Khabar Lahariya’s website was launched on February 13, 2013, in Mumbai. The website, which closely resembles the printed newspaper, curates and republishes the most noteworthy articles from the newspaper. Notably, it is the sole website where content is accessible in the local dialects in which the newspaper is published. Additionally, some stories on the website are now available in English.

Starting in 2016, the newspaper shifted largely to a digital format launching a video channel and creating news in video clips. The women journalists collective now runs a digital media agency covering stories from rural India, mostly from the state of Uttar Pradesh. As a result of digitalisation, the news outlet has substantially increased its reach. Owing to the support of the readers' community, Khabar Lahariya grew from a local newspaper in 2002 to publishing their own website in 2013, and launching their own subscription model, Sound, Fury and 4G in 2019.

In 2026, ten of the outlet's journalists and staff co-wrote The Good Reporter, a collective biography and memoir detailing the history of the newsroom and rural, feminist journalism in India.

==Distinctive features==
The intellectual input for the newspaper is provided by a collective of 40 rural women journalists. The newspaper is written, edited, produced, distributed and marketed entirely by rural women from disadvantaged communities (Scheduled Castes and Scheduled Tribes, Dalits and Muslims). The women who report the stories also edit, produce, distribute and market the newspaper. Meera Jatav is the Editor-in-Chief and has been working from Karwi since the newspaper was started in 2002. The newspaper specialises in exposing local scandals. It mainly carries local news that, although primarily of interest to its rural readership, has wider resonance nationally and internationally. Examples are reports on violence against women, discrimination against Dalits, deaths in illegal mining operations, and the rise of Hindu nationalism.

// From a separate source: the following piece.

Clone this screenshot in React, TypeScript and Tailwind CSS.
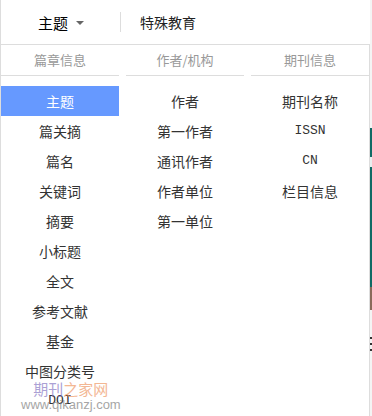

==Awards and recognition==
In 2004, the collective of women journalists bringing out Khabar Lahariya was awarded the prestigious Chameli Devi Jain Award for Women in Journalism. In 2009, the newspaper was awarded the UNESCO King Sejong Literacy Prize. Following this, plans to expand the newspaper were made. In 2012, the newspaper went on to win the Laadli Media Award for gender sensitive reporting. Also, in the same year the Indian news channel Times Now awarded Khabar Lahariya the Amazing Indian Award. In 2013 the newspaper was presented with the Kaifi Azmi Award in memory of poet Kaifi Azmi. The award is presented by the All India Kaifi Azmi Academy every year on the anniversary of his death.

In 2014, German media channel Deutsche Welle awarded the prestigious Global Media Forum Award to the newspaper's website at the Best of Blogs annual conference held in Bonn in Germany.

An Indian documentary film about the newspaper titled Writing with Fire was released in 2021. It has won numerous international awards, including some at the 2021 Sundance Film Festival, and was nominated for the Academy Award for Best Documentary Feature at the 94th Academy Awards. The publication also won a Courage Award from the International Women's Media Foundation in June for how it "disrupts and interrogates the status quo, where newsmakers have long been male, upper-caste, and politically connected".